Task description – The data below should be printed in full, exactly, and without any of its images.

Start

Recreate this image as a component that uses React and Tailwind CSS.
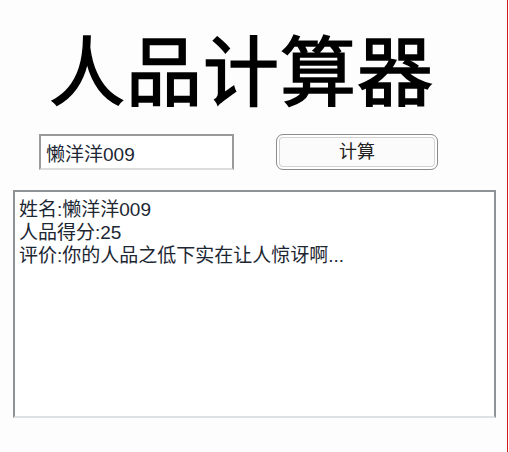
export default function App() {
  const font = { fontFamily: '"Liberation Sans", "Noto Sans CJK SC", sans-serif' }
  return (
    <div className="w-[509px] h-[452px] bg-white flex" style={font}>
      <div className="w-[508px] h-full border-r border-[#d61a1a] bg-[#fdfdfd] flex flex-col">
        <h1 className="pl-[49px] pt-[36px] text-[76px] leading-none font-normal text-black tracking-[1px] [-webkit-text-stroke:1.5px_black]">
          人品计算器
        </h1>
        <div className="flex items-center mt-[22px]">
          <input
            readOnly
            value="懒洋洋009"
            className="ml-[39px] w-[195px] h-[36px] border-2 border-[#9a9a9a] border-b-[#dcdcdc] bg-white px-[5px] text-[19px] text-[#1c2733] outline-none"
            style={font}
          />
          <button
            className="ml-[42px] w-[162px] h-[36px] rounded-[7px] border border-[#8c8c8c] bg-[#fbfbfb] shadow-[inset_0_0_0_2px_#ffffff,inset_0_0_0_3px_#d2d2d2] text-[18px] text-[#222]"
            style={font}
          >
            计算
          </button>
        </div>
        <div className="ml-[13px] mt-[20px] w-[483px] h-[228px] border-2 border-[#8e9397] border-b-[#dde1e3] bg-white px-[4px] pt-[6px] text-[19px] leading-[23px] text-[#1c2733]">
          <div>姓名:懒洋洋009</div>
          <div>人品得分:25</div>
          <div>评价:你的人品之低下实在让人惊讶啊...</div>
        </div>
      </div>
    </div>
  )
}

End

Response for this exercise –
Recreate this image as a component that uses React and Tailwind CSS.
export default function App() {
  const font = { fontFamily: '"Liberation Sans", "Noto Sans CJK SC", sans-serif' }
  return (
    <div className="w-[509px] h-[452px] bg-white flex" style={font}>
      <div className="w-[508px] h-full border-r border-[#d61a1a] bg-[#fdfdfd] flex flex-col">
        <h1 className="pl-[49px] pt-[36px] text-[76px] leading-none font-normal text-black tracking-[1px] [-webkit-text-stroke:1.5px_black]">
          人品计算器
        </h1>
        <div className="flex items-center mt-[22px]">
          <input
            readOnly
            value="懒洋洋009"
            className="ml-[39px] w-[195px] h-[36px] border-2 border-[#9a9a9a] border-b-[#dcdcdc] bg-white px-[5px] text-[19px] text-[#1c2733] outline-none"
            style={font}
          />
          <button
            className="ml-[42px] w-[162px] h-[36px] rounded-[7px] border border-[#8c8c8c] bg-[#fbfbfb] shadow-[inset_0_0_0_2px_#ffffff,inset_0_0_0_3px_#d2d2d2] text-[18px] text-[#222]"
            style={font}
          >
            计算
          </button>
        </div>
        <div className="ml-[13px] mt-[20px] w-[483px] h-[228px] border-2 border-[#8e9397] border-b-[#dde1e3] bg-white px-[4px] pt-[6px] text-[19px] leading-[23px] text-[#1c2733]">
          <div>姓名:懒洋洋009</div>
          <div>人品得分:25</div>
          <div>评价:你的人品之低下实在让人惊讶啊...</div>
        </div>
      </div>
    </div>
  )
}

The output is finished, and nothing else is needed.